Dear Ms. Thomas,
When I read your historical romance debut, Private Arrangements, in February of this year, I was enchanted. The note I wrote in my book log reads as follows: “Excellent, excellent debut. Beautifully written and characterized, and quite different from the usual historical romance (especially in allowing a heroine to be less than saintly). My only complaint is it could have been a little longer – the ending felt a bit rushed.”
So, my anticipation level was quite high when I opened Delicious. Happily, I was not disappointed.
The story begins with this irresistible line:
In retrospect people said it was a Cinderella story.
…that line and my experience with your earlier book were enough to signal that I was in for one subversive fairy tale. And who doesn’t love a subversive fairy tale?

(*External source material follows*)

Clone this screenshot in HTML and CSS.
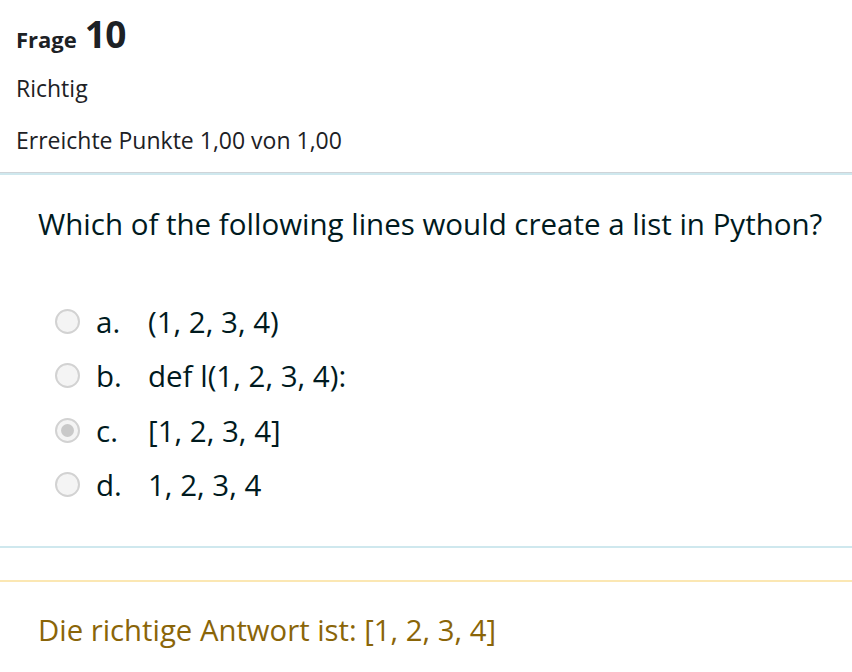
FILE: index.html
```html
<!DOCTYPE html>
<html lang="de">
<head>
<meta charset="utf-8">
<title>Frage 10</title>
<link rel="stylesheet" href="styles.css">
</head>
<body>
<div class="info">
  <h3 class="qno"><span class="lbl">Frage</span> <span class="num">10</span></h3>
  <div class="state">Richtig</div>
  <div class="grade">Erreichte Punkte 1,00 von 1,00</div>
</div>
<div class="formulation">
  <div class="qtext">Which of the following lines would create a list in Python?</div>
  <div class="answers">
    <div class="opt"><span class="radio"></span><span class="letter">a.</span><span class="txt">(1, 2, 3, 4)</span></div>
    <div class="opt"><span class="radio"></span><span class="letter">b.</span><span class="txt">def l(1, 2, 3, 4):</span></div>
    <div class="opt"><span class="radio checked"></span><span class="letter">c.</span><span class="txt">[1, 2, 3, 4]</span></div>
    <div class="opt"><span class="radio"></span><span class="letter">d.</span><span class="txt">1, 2, 3, 4</span></div>
  </div>
</div>
<div class="outcome">
  <div class="rightanswer">Die richtige Antwort ist: [1, 2, 3, 4]</div>
</div>
</body>
</html>
```

FILE: styles.css
```css
html, body {
  margin: 0;
  padding: 0;
  background: #fff;
}
body {
  font-family: "Open Sans", "Noto Sans", sans-serif;
  color: #1d2125;
  width: 852px;
  overflow: hidden;
}
.info {
  padding: 0 16px;
  height: 173px;
  border-bottom: 1px solid #cfd4d8;
  box-sizing: border-box;
}
.qno {
  margin: 0;
  padding-top: 12px;
  height: 44px;
  line-height: 44px;
  font-weight: 700;
}
.qno .lbl { font-size: 22px; margin-right: 3px; }
.qno .num { font-size: 37px; letter-spacing: -0.5px; }
.state {
  font-size: 23px;
  height: 62px;
  line-height: 36px;
  padding-top: 14px;
  box-sizing: border-box;
}
.grade {
  font-size: 23px;
  line-height: 36px;
  padding-top: 4px;
}
.formulation {
  border-top: 2px solid #cfe8ee;
  border-bottom: 2px solid #cfe8ee;
  padding: 0 38px;
  height: 375px;
  box-sizing: border-box;
  color: #001a1e;
}
.qtext {
  font-size: 29.5px;
  padding-top: 27px;
  line-height: 44px;
  height: 119px;
  box-sizing: border-box;
  white-space: nowrap;
}
.answers {
  display: flex;
  flex-direction: column;
  padding-left: 17px;
}
.opt {
  display: flex;
  align-items: center;
  height: 54.5px;
  font-size: 29.5px;
}
.radio {
  width: 25px;
  height: 25px;
  border: 2px solid #d2d2d2;
  border-radius: 50%;
  background: #f4f4f4;
  box-sizing: border-box;
  margin-right: 16px;
  display: flex;
  align-items: center;
  justify-content: center;
  flex: none;
}
.radio.checked::after {
  content: "";
  width: 13px;
  height: 13px;
  border-radius: 50%;
  background: #c9c9c9;
}
.letter {
  width: 52px;
  flex: none;
}
.outcome {
  margin-top: 32px;
  border-top: 2px solid #fbe7b3;
  padding: 28px 38px 0;
}
.rightanswer {
  color: #8a6508;
  font-size: 29.3px;
  line-height: 40px;
  white-space: nowrap;
}
```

In 1892, Bertie Somerset unexpectedly drops dead at his Yorkshire estate. The death comes as a shock to everyone; Bertie was only 38 years old and not known to be in bad health. Among the surprised mourners are Bertie’s notorious cook and erstwhile lover, Verity Durant, and his estranged half-brother, barrister and rising politician Stuart Somerset. Bertie’s tangled and fraught relationships with both Stuart and Verity, and Stuart and Verity’s with each other, form the heart of the plot of Delicious.
I should probably take a moment to note that as with Private Arrangements, Delicious is told partly through flashbacks. Chapters Three, Five, Seven and Nine flash back ten years to 1882, and detail some of Verity’s history with Bertie, as well as her first meeting with Stuart. I recall some readers complaining about the flashbacks in Private Arrangements, a complaint I didn’t agree with. I felt that that book was actually enriched by not being written in a linear fashion. I feel the same way about Delicious – in fact, in the case of this book, I think a linear plot would have detracted from the story a great deal, since the threads that tie these characters together are only gradually revealed in the course of the story.
Stuart is a wonderful hero – the illegitimate son of a nobleman, he has tried to make up for his disreputable origins by becoming a model of rectitude. He is a politician concerned with social justice, but also, like any politician, he’s ambitious, and his chances of rising high indeed look very good. Stuart becomes engaged to a family friend early in the story, a young woman whom he likes and feels will be an asset to his career.
Verity is at first a little harder to get a handle on – she’s a woman with a murky past who has had to recreate herself, and her personality is marked both by sadness over losses she’s never quite gotten over, and at times an impetuousness that would seem to belong to a younger woman. She is definitely an unusual and sympathetic heroine.
Delicious interestingly juxtaposes Verity’s vocation as a cook against Stuart’s, for lack of a better phrase, food issues. Unlike his sybaritic brother, Stuart’s relationship with food is joyless and purely functional, at least until Verity comes back into his life. Stuart’s first taste of Verity’s cooking (a cucumber soup that is, he thinks, “sublime”) is described thusly:
He cared nothing for food. Hadn’t in ages and ages. Food was sustenance, something to keep him alive and healthy, nothing more. A dinner at the Tour d’Argent was no different from a dinner at the lowliest fish-and-chip shop: just dinner.
This was not just dinner. This was as dangerous and unpredictable as the presence of a scantily clad woman in the cell of a monk who’d taken a vow of chastity.
He set down his spoon. Thirty years ago he’d have begged for one more sip.
Twenty years ago he’d have been thrilled to discover that his sense of taste hadn’t permanently atrophied. Ten years ago he might have taken this sudden reawakening of his palate for an augury of wonderful things to come, things he’d wished for with the single-mindedness of a long-buried seed seeking the unbearable beauty of a world drenched in light.
Today he wished only to read his newspaper at dinner without being distracted—or profoundly disturbed—by a bowl of soup.
Food plays an important part in Delicious, and some of the descriptions were mouth-watering enough to make me hungry.
Speaking of mouth-watering – I’ve become one of those jaded romance readers who more often than not ho-hums at love scenes. That said, the love scenes in Delicious were very effective, and yes, hot. Especially the first one, involving Stuart coming upon Verity in his bathtub (the scene was so luscious that I forgave it its contrived set-up).
There is a nice secondary romance between Stuart’s fiancée Lizzy and his secretary, both of whom have hidden depths behind their proper facades.
I can’t tell you how much I appreciate reading a historical romance free of spies, nefarious plots and mustache-twirling villains. The villains in Delicious, such as they are, are merely real, flawed people – selfish and misguided, with their own hurts motivating their bad behavior.
I also have to say, without giving anything away, that I loved both Stuart’s and Verity’s behavior near the end of the book. They were such adults – in the best sense of the word. They behaved with honor, but not the self-sacrificing faux-honor of so many romance heroes and heroines (especially the heroines). They had made those mistakes in the past and learned from them. How refreshing!
My final grade for Delicious is an A. Ms. Thomas, I will be eagerly anticipating your next book; you’re well on your way to being one of my favorite historical romance authors.